(That’s not a picture of my kid.)
My son’s last day of school was today, or at least his last couple of hours of school were today, and I’ve entered that liminal couple of months where I’m no longer the parent of a kindergartner but not quite the parent of a first grader yet. They had a little program to mark the end of the year; it started at 8:30, each class sang a song or two, and they were done by probably 9:15, at which point everyone was dismissed to go home. My kid’s school, thankfully, does not put up with any sort of “graduation” nonsense for kindergarten children. No one’s names were called, no certificates were handed out, and there was no walking across stages. No caps and gowns, either. Classes come up, classes sing songs, classes go away, and I continue to be amazed at the outstanding lack of classroom presence possessed by the music director, who “runs” each of those things and who cannot quiet down a room of humans to save her bloody life.

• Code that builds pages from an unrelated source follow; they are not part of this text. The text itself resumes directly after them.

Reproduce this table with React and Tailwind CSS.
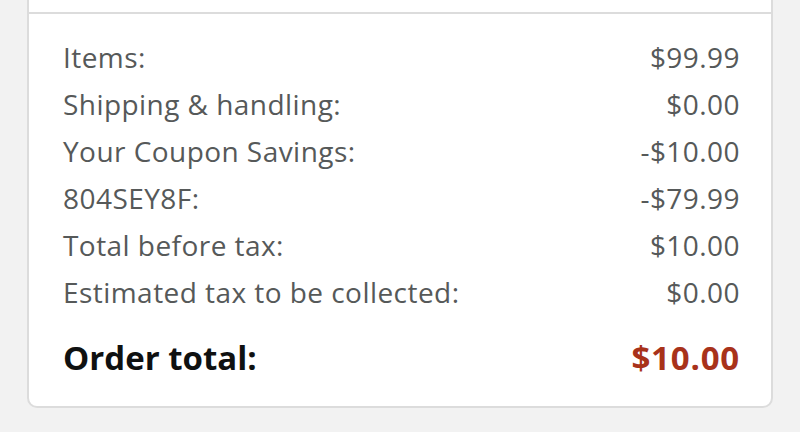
import React from 'react';

const ROWS = [
  ['Items:', '$99.99'],
  ['Shipping & handling:', '$0.00'],
  ['Your Coupon Savings:', '-$10.00'],
  ['804SEY8F:', '-$79.99'],
  ['Total before tax:', '$10.00'],
  ['Estimated tax to be collected:', '$0.00'],
];

const App = () => {
  return (
    <div className="w-[800px] h-[432px] bg-[#f2f2f2] px-[27px] overflow-hidden" style={{ fontFamily: '"Open Sans", "Noto Sans", sans-serif' }}>
      {/* bottom of the card above */}
      <div className="h-[12px] bg-white border-x-2 border-[#dcdcdc]" />
      {/* order summary */}
      <div className="bg-white border-2 border-[#dcdcdc] rounded-b-[10px] pl-[34px] pr-[31px] pt-[20px] pb-[25px]">
        {ROWS.map(([label, value]) => (
          <div key={label} className="flex justify-between text-[28px] leading-[47px] tracking-[0.45px] text-[#565959]">
            <span>{label}</span>
            <span>{value}</span>
          </div>
        ))}
        <div className="flex justify-between mt-[18px] text-[33px] leading-[47px] font-bold">
          <span className="text-[#0f1111]">Order total:</span>
          <span className="text-[#a8321a] tracking-[0.8px]">$10.00</span>
        </div>
      </div>
    </div>
  );
};

export default App;
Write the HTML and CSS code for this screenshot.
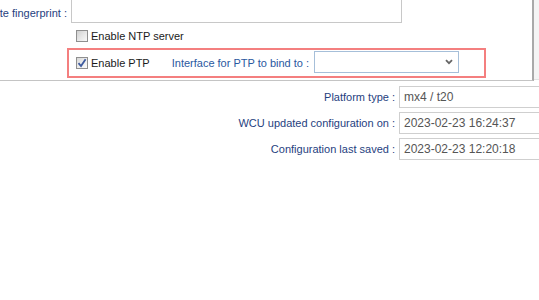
FILE: index.html
```html
<!DOCTYPE html>
<html>
<head>
<meta charset="utf-8">
<link rel="stylesheet" href="styles.css">
</head>
<body>
<div class="wrap">
  <div class="panel">
    <div class="row row-fp">
      <div class="lbl lbl-fp"><span>Certificate fingerprint :</span></div>
      <input class="txt" type="text">
    </div>
    <div class="row row-ntp">
      <span class="cb"></span>
      <span class="cb-text">Enable NTP server</span>
    </div>
    <div class="ptp-box">
      <span class="cb checked"><svg width="10" height="10" viewBox="0 0 10 10"><path d="M1.5 5.2 L4 8 L8.6 1.2" fill="none" stroke="#3d5a9e" stroke-width="1.8"/></svg></span>
      <span class="cb-text">Enable PTP</span>
      <span class="lbl ptp-lbl">Interface for PTP to bind to :</span>
      <span class="sel-wrap">
        <select class="sel"><option></option></select>
        <svg class="chev" width="8" height="6" viewBox="0 0 8 6"><path d="M1 1.2 L4 4.2 L7 1.2" fill="none" stroke="#666" stroke-width="1.8"/></svg>
      </span>
    </div>
  </div>
  <div class="strip"></div>
</div>
<div class="info">
  <div class="irow"><div class="lbl ilbl">Platform type :</div><div class="val">mx4 / t20</div></div>
  <div class="irow"><div class="lbl ilbl">WCU updated configuration on :</div><div class="val">2023-02-23 16:24:37</div></div>
  <div class="irow"><div class="lbl ilbl">Configuration last saved :</div><div class="val">2023-02-23 12:20:18</div></div>
</div>
</body>
</html>
```

FILE: styles.css
```css
html, body {
  margin: 0;
  padding: 0;
  background: #fff;
  overflow: hidden;
}
body {
  font-family: "Liberation Sans", Arial, sans-serif;
  font-size: 11px;
  color: #222;
  width: 539px;
  height: 300px;
}
.wrap {
  display: flex;
  height: 81px;
}
.panel {
  width: 532px;
  height: 80px;
  flex: none;
  border-right: 2px solid #a9a9a9;
  border-bottom: 1px solid #c4c4c4;
  box-sizing: content-box;
  display: flex;
  flex-direction: column;
}
.strip {
  flex: 1;
  background: #f4f4f4;
  height: 80px;
  box-sizing: border-box;
  border-bottom: 1px solid #e2e2e2;
}
.lbl {
  color: #1f4180;
  white-space: nowrap;
  font-size: 11px;
}
.row {
  display: flex;
  align-items: center;
}
.row-fp {
  margin-top: -1px;
  height: 24px;
  gap: 4px;
}
.lbl-fp {
  width: 67px;
  flex: none;
  display: flex;
  justify-content: flex-end;
  padding-top: 3px;
}
.txt {
  width: 331px;
  height: 24px;
  flex: none;
  box-sizing: border-box;
  border: 1px solid #c8c8c8;
  margin: 0;
  padding: 0 4px;
  background: #fff;
  outline: none;
}
.row-ntp {
  height: 25px;
  padding-left: 76px;
}
.cb {
  width: 12px;
  height: 12px;
  box-sizing: border-box;
  border: 1px solid #8f8f8f;
  background: linear-gradient(135deg, #d0d0d0 0%, #e6e6e6 50%, #f8f8f8 100%);
  display: inline-flex;
  align-items: center;
  justify-content: center;
  flex: none;
}
.cb.checked {
  background: linear-gradient(135deg, #d8d8d8 0%, #ececec 50%, #fafafa 100%);
}
.cb-text {
  margin-left: 3px;
  font-size: 11px;
  color: #1a1a1a;
}
.ptp-box {
  margin-left: 67px;
  width: 419px;
  height: 30px;
  box-sizing: border-box;
  border: 2px solid #f47f7f;
  display: flex;
  align-items: center;
  padding-left: 7px;
}
.ptp-lbl {
  margin-left: 22px;
  color: #2a58a0;
}
.sel-wrap {
  position: relative;
  margin-left: 5px;
  margin-bottom: 3px;
  display: block;
  width: 145px;
  height: 22px;
  flex: none;
}
.sel {
  appearance: none;
  -webkit-appearance: none;
  width: 145px;
  height: 22px;
  box-sizing: border-box;
  border: 1px solid #a6bfd9;
  border-radius: 0;
  background: #fff;
  margin: 0;
  outline: none;
}
.chev {
  position: absolute;
  right: 6px;
  top: 8px;
}
.info {
  padding-top: 5px;
  display: flex;
  flex-direction: column;
  gap: 4px;
}
.irow {
  display: flex;
  align-items: center;
  gap: 4px;
}
.ilbl {
  width: 395px;
  flex: none;
  text-align: right;
}
.val {
  flex: none;
  width: 140px;
  height: 22px;
  box-sizing: border-box;
  border: 1px solid #cfcfcf;
  border-right: none;
  padding: 0 4px;
  font-size: 12px;
  line-height: 20px;
  color: #555;
  white-space: nowrap;
}
```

I still don’t feel like I fit in at this place. Granted, today is my day off and most of the folks there probably went to work after the presentation, but I was literally the only parent in the room in a t-shirt and jeans. And large groups of white people tend to make me nervous, especially large groups of white people who visibly make more money than me. I spent half the concert on edge, waiting for someone to insist on speaking to my manager. That type of crowd.
One definite plus: as a first grader, my son moves to a different division of the school next year. This means that today was probably the last time I have to listen to three- and four-year-olds trying to sing and play instruments and try to keep a straight face. I mean, I guess in theory I might live long enough to have grandchildren? But he’s six, so… the last time for at least a couple of decades, I hope? Sure.
I caught myself musing about escape routes as the program dragged on, and realized with a jolt that I was genuinely sitting there and thinking about what the best thing to do would be if someone with a gun came in– if it’s from that door, I grab the boy and try to get out of this door, but if it’s from this door, the one next to me, I’m probably fucked and the best thing is probably to do my best impression of a guided missile and see just how hard my 300-pound ass can hit someone with a running start from a chair fifteen feet away. I was probably thirty seconds into it before I realized what I was doing, and then my head was fucked up for the rest of the morning. This is a wealthy, mostly white school, see; it’s those schools that tend to produce the school shooters. Not once while I was working in urban public schools did I ever catch myself doing this sort of calculus.
One of the more recent school shootings caught me where I live. The Noblesville shooting didn’t raise a ton of press outside of Indiana because no one was killed, but I know kids who go to that school. I spent a weekend at the booth next to them at Starbase Indy a couple of years ago, and their mom and I are still connected on Instagram and Facebook. Mom posted yesterday that her youngest had only just then decided she felt safe to go back to school.
I shouldn’t have to think about this shit. But Americans have to have their fucking toys, don’t they? Because freedom, or something.
Bah. I’m taking the boy to Dairy Queen and trying to get out of this fucking mood.